In the autumn of 1952, Mrs. Dostalek was able to have Mary and Ann live with her in Kenosha and offered to take *471 them. Mr. Stangel objected to his wards being at such a distance and, when Mrs. Dostalek insisted, he resigned and she was appointed guardian in his place on November 12, 1952. On November 15, 1952, she moved her sisters to her home in Kenosha. By March 9, 1953, the funds which they had received from their father's estate were exhausted and Kenosha county found it necessary to provide financial aid for them. The change to Kenosha was made by a duly appointed guardian intending it to be permanent. The wards lived there with the guardian, resulting in a change of the domicil of the incompetents from their previous one, town of Carlton, to Kenosha. Restatement, Conflict of Laws, p. 64, sec. 40, comments d and e, supra. But because the women were in Kenosha for less than a year before receiving aid, they did not gain legal settlement there for poor-relief purposes. Sec. 49.10 (4), Stats.
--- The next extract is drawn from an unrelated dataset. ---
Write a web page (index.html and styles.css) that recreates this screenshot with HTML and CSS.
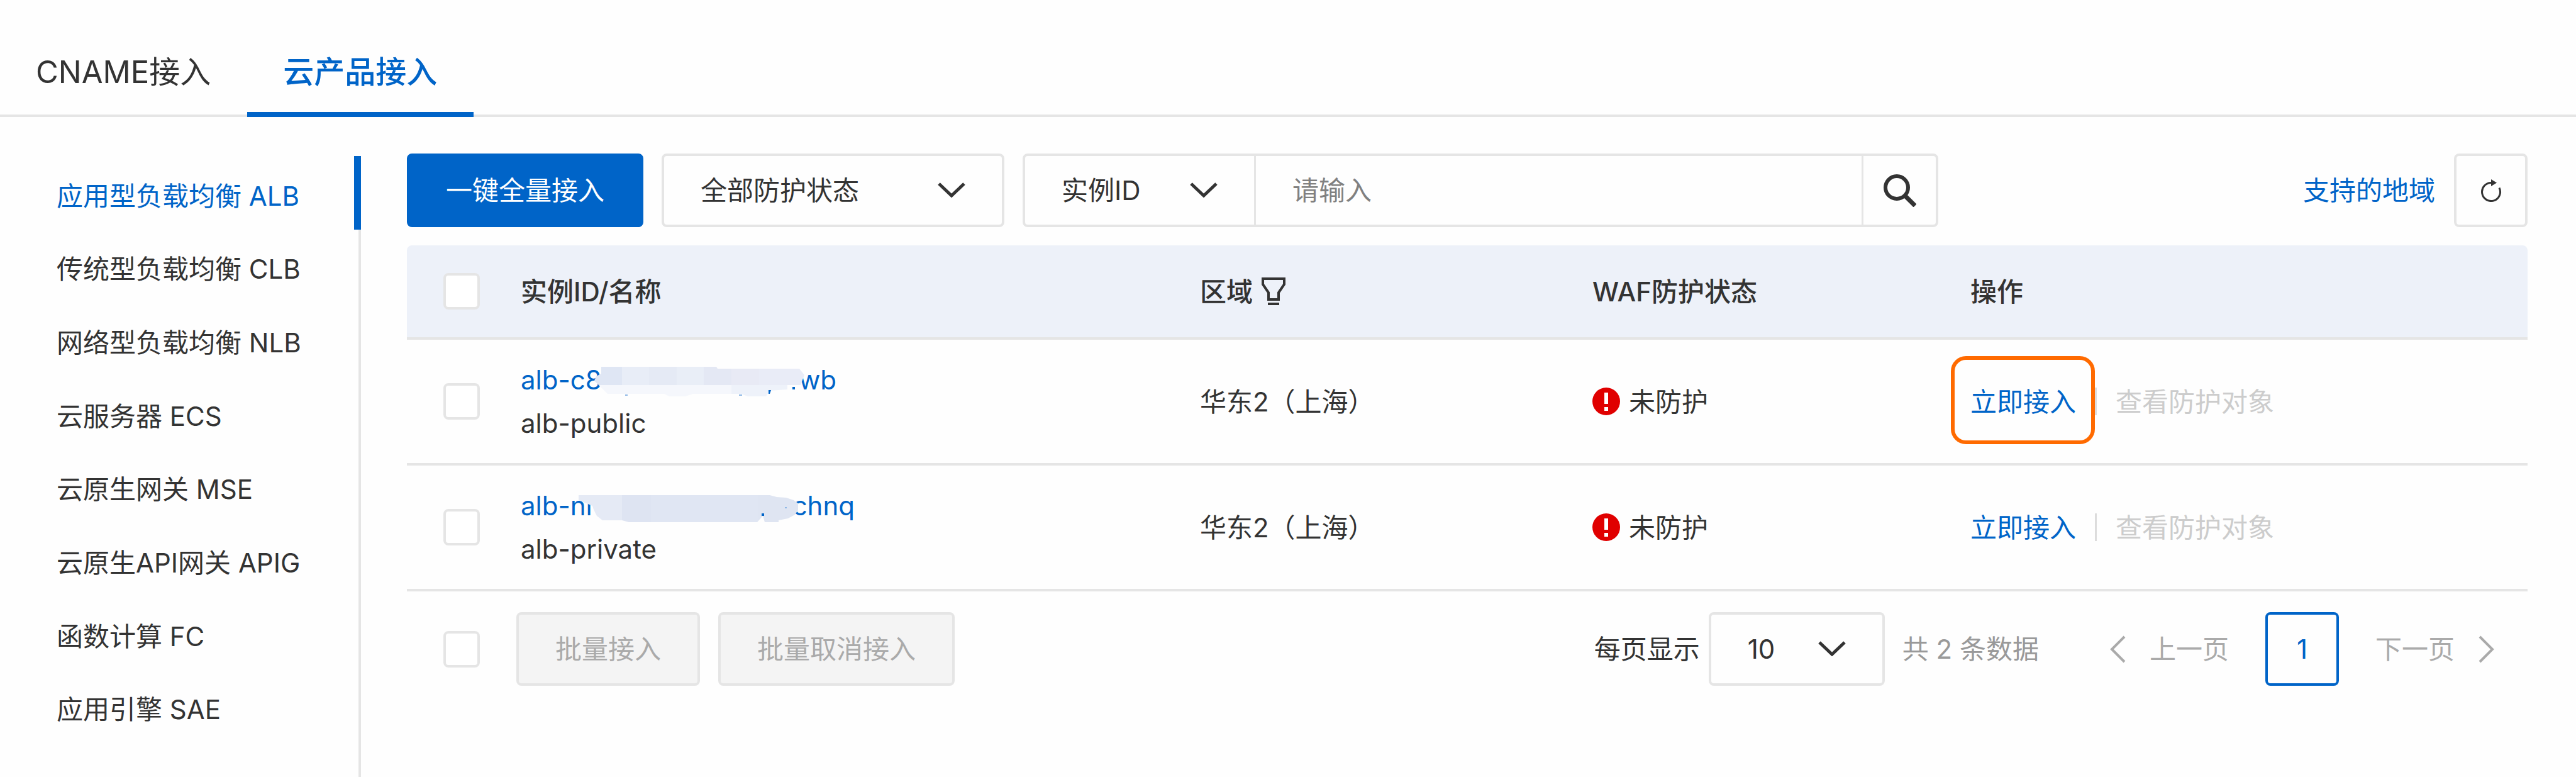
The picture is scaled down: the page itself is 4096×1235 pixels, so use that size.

"49.10 LEGAL SETTLEMENT, HOW DETERMINED. (7) Every settlement continues until it is lost by acquiring a new one in this state or by residing for one whole year elsewhere than the municipality in which such settlement exists; and upon acquiring a new settlement or upon residing for one whole year elsewhere than the municipality of settlement all former settlements are lost."

We conclude that the legal settlement of Mary and Ann Schlgl in the town of Carlton was never lost by the acquisition of a new one. The liability of the municipality of legal settlement for the aid furnished by Kenosha county is not in dispute. This appears to be the town of Carlton and the judgment of the circuit court so holding must be affirmed.

By the Court.—Judgment affirmed.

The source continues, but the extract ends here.